Lenses

The purpose of the experiment is to ultimately verify the relationship between the focal length f, image distance D-i, and object distance D-o by exploring converging lenses.

To begin, one had to measure the focal length of the lense and this was accomplished by using an infinite light source--the sun.  The focal length was distance between the lense and the sharp point on the surface where all the sun rays collected.  The focal length was measured to be 20 +/-1 cm.

Once that was accomplished, the lense was placed four focal lengths--D-o equals 80 +/- .5cm--away from an object--a filament--that had a height of 9 +/-.5 cm ( one should keep in mind that there is a light source emanating from the object. See picture below). 
     

The height of the image H-i was measured to be 3 +/- .5 cm and the image distance D-i equals to 25 +/- .5 cm.   It is very important to note that image being projected is real and inverted.  Nonetheless, the lense was flipped around so the light of the object enters the other side.  This change did not produce any new data that was not already known.  That is to say that the image was still real and inverted. The image distance and height were remained the same as well.  The magnification was .49 +/-.091.

The lense was then moved to 2 focal lengths:
D-o = 40 +/- .5 cm H-o = 9 +/- .5 cm
D-i = 36 +/- .5cm   H-i = 8.5+/- .05 cm
M = .94 +/- .058

*After flipping the lense again, nothing was changed--all numbers are the same and the image was still real and inverted.

The lense was then moved to 1.5 focal lengths:
D-o = 30 +/- .5 cm H-o = 9 +/- .5 cm
D -i = 52 +/- .5 cm H-i = 16 =/- .5 cm
M = 1.78 +/- .153
*Once again the image was real and inverted and numbers did not change after flipping the lense.

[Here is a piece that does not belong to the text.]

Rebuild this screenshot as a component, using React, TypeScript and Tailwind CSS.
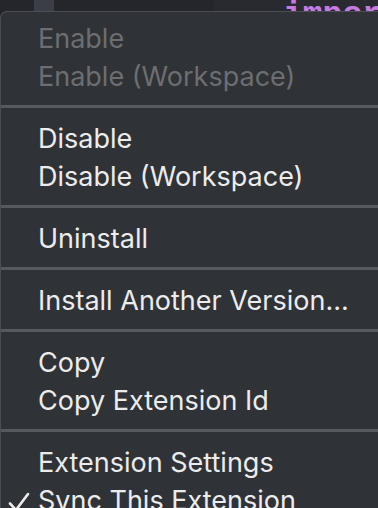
import React from "react";

type Item = { label: string; disabled?: boolean; checked?: boolean };

const groups: Item[][] = [
  [{ label: "Enable", disabled: true }, { label: "Enable (Workspace)", disabled: true }],
  [{ label: "Disable" }, { label: "Disable (Workspace)" }],
  [{ label: "Uninstall" }],
  [{ label: "Install Another Version..." }],
  [{ label: "Copy" }, { label: "Copy Extension Id" }],
  [{ label: "Extension Settings" }, { label: "Sync This Extension", checked: true }],
];

function MenuRow({ item }: { item: Item }) {
  const color = item.disabled ? "text-[#6c6e71]" : "text-[#ececec]";
  return (
    <div className={`relative flex h-[38px] items-center pl-[37px] text-[27px] leading-none ${color}`}>
      {item.checked && (
        <svg className="absolute left-[7px] top-[10px]" width="22" height="22" viewBox="0 0 22 22">
          <path d="M2 12.5 L8 19 L20 3" fill="none" stroke="#ececec" strokeWidth="2.6" strokeLinecap="round" strokeLinejoin="round" />
        </svg>
      )}
      <span className="whitespace-nowrap">{item.label}</span>
    </div>
  );
}

export default function App() {
  return (
    <div
      className="relative h-[508px] w-[378px] overflow-hidden bg-[#25262b]"
      style={{ fontFamily: "Inter, 'Noto Sans', sans-serif" }}
    >
      {/* editor behind the menu */}
      <div className="relative flex h-[11px] overflow-hidden">
        <div className="w-[34px]" />
        <div className="w-[20px] bg-[#3b3e46]" />
        <div className="w-[160px]" />
        <div className="flex-1 bg-[#282a30]" />
        <div className="absolute left-[283px] top-[-9px] font-['Liberation_Mono',monospace] text-[33px] font-bold text-[#c77be0]">
          import
        </div>
      </div>
      {/* context menu */}
      <div className="-mr-4 h-[600px] rounded-tl-[7px] border-l border-t border-[#4b4e53] bg-[#2f3236] pt-[7px]">
        {groups.map((g, gi) => (
          <div key={gi}>
            {gi > 0 && (
              <div className="pb-[11px] pt-[10px]">
                <div className="h-[3px] bg-[#56595d]" />
              </div>
            )}
            {g.map((it) => (
              <MenuRow key={it.label} item={it} />
            ))}
          </div>
        ))}
      </div>
    </div>
  );
}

The next part of the experiment consisted of applying the same technique of moving the lense to various distances from the object. The object was no longer the fillament but a small key chain that had the form of a bear.  The following data was obtained.

 

Object distance (cm)		Image distance (cm)		object height (cm)	image height (cm)	M	Type of image
5f		23 +/- .5		5.1 +/- .05	1.7 +/- .05	0.333 +/- .0131	real,inverted
4f		24.5 +/- .5		5.1 +/- .05	2 +/- .05	0.392 +/- .0136	real, inverted
3f		28 +/- .5		5.1 +/- .05	2.5 +/- .05	0.49 +/- .0057	real, inverted
2f		32 +/- .5		5.1+/- .05	3.2 +/- .05	0.627 +/- .0159	real, inverted

 

The image is real and inverted.

The graph above is one over the image distance versus negative one over the object distance.  The y-intercept represents one over the focal length 1/f.  Initially the focal lenth was measured to be 20 +/- 1 cm.  However with respect to the graph, the focal length is 19.69 cm.  This yields a percent difference 1.5 percent which is within error range.  More importantly the lab supports the idea that 1/D-i + 1/D-o = 1/f.